Justine Griffin/The Tampa Bay Times – The fences are up and the construction has started. The former Sears department store at Tyrone Square Mall, which had been open for nearly 50 years, closed months ago to make room for new development: Tampa Bay’s first Lucky’s Market organic grocery store and a Dick’s Sporting Goods.
It’s a classic sign of the times for the American shopping mall — traditional department stores are closing at a remarkable rate while newcomers are gobbling up the prime real estate left behind after their funeral. But in an intriguing turn of events, the flailing, though long-standing Sears store that closed in St. Petersburg and the new tenants that are coming in after it, are all benefiting the same company. Or at least, the same owner.
Seritage Growth Properties is the New York-based real estate company in charge of a redevelopment plan at Tyrone Square Mall, which includes demolishing the 188,515-square-foot department store to make way for a new 151,952-square-foot shopping center for tenants like Dick’s, Lucky’s and Petsmart, with room for one more anchoring retailer. Seritage, which went public in 2015, is responsible for developing more than 200 Sears department store sites across the country. It’s the same company that turned half the Sears space at Westfield Countryside Mall in Clearwater into a Whole Food Market.
The link? Billionaire Eddie Lampert.
Lampert is the founder and chairman of a lot things. He’s the chairman of Sears Holding Corp., the parent company of Sears and Kmart, where he also became the company’s CEO in 2013. He owns the majority of shares in Sears Holding Corp., too. The former AutoNation executive is the head of ESL Investments, his own real estate hedge fund. And guess what? He’s the chairman of Seritage Growth Properties, the real estate development company spinning off 200-plus department stores.
It’s worth noting that the market value of Sears Holding Corp. is about a measly $800 million compared to Seritage’s $2.4 billion value.

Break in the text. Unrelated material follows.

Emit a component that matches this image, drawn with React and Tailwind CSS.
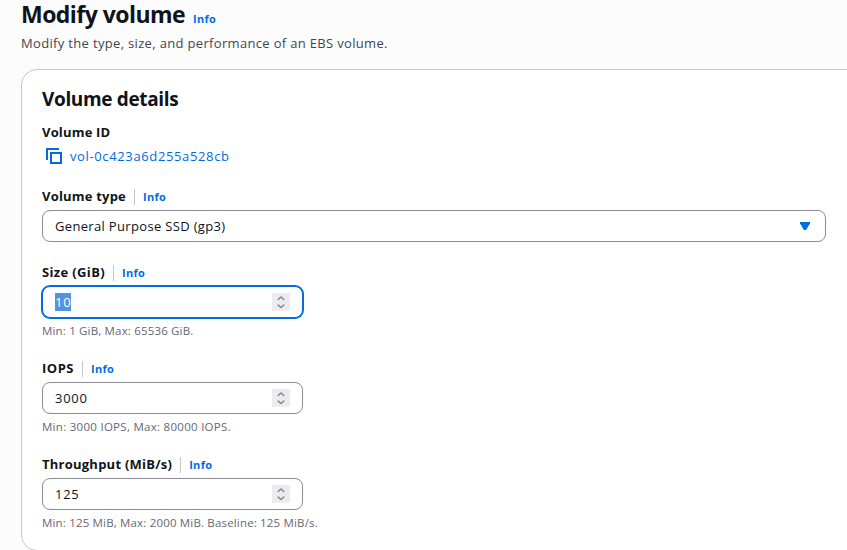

Clearly this is a lucrative move for Lampert and Seritage, and in some cases, Sears, which like many other retailers, has more stores than really makes sense these days. As Sears stores continue to under perform, Seritage can stop the bleeding by closing a store altogether or by leasing out part of its large space to another tenant.
“It’s a unique situation. Certainly the value of these department stores are in their real estate,” said Jeff Green, a retail analyst based in Phoenix. “It’s a way for the Sears’ parent company to monetize some of these locations by spinning them off into a separate public company.”
Think of Seritage as the landlord of a good chunk of Sears department stores. When they come up with a better plan for that real estate’s future, Seritage has the right to kick out its current tenant or change up the size of the store through the leases its signed with Sears.
As of January, Sears leased 337 of its 670 full-line Sears stores and 668 out of 735 Kmart stores through Seritage, according to a company spokesman. Seritage owns 266 of those locations, giving them a playground of more than 40 million square feet of retail space to experiment with.
“It’s a smart way of downsizing the box,” Green said. “What you’re finding now is that Sears stores are too big. In many cases the retailer is closing its second story and just operating out of the first one. Redevelopment is a great cost savings measure, and its an attempt to keep the retail company viable for a little longer.”
Malls may be the least relevant today than they’ve ever been, but their real estate is still incredibly valuable, analysts say.
“If a store isn’t performing there are plenty of others who are lined up to take over that desirable space,” said Steve Kirn, a lecturer on retail at the University of Florida. “Sears has some very good locations, places that are highly desirable for a Dick’s Sporting Goods or a Whole Foods. Space can easily be reconfigured.”
It’s interesting to see a CEO and chairman that will benefit no matter what the future holds for the struggling retailer he basically owns and oversees.
Or maybe Lampert just sees the writing on the wall. Department stores are very quickly becoming relics of retail’s past, with the likes of Amazon and others surging ahead in the digital and brick and mortar spheres. The only value Sears has left, after years of steadily declining same-store sales, layoffs and store closures, is the real estate parcels it owns at malls around the country.
So what happens when and if Sears goes down for good? Seritage will likely pivot and work with other retailers. The real estate firm has completed 50 commercial real estate projects with a combined investment of $500 million since its inception in 2015. While the vast majority of the company’s investment is in Sears, Seritage also has interests in 31 properties through joint venture investments with major mall developers like General Growth Properties, Simon Property Group and Macerich.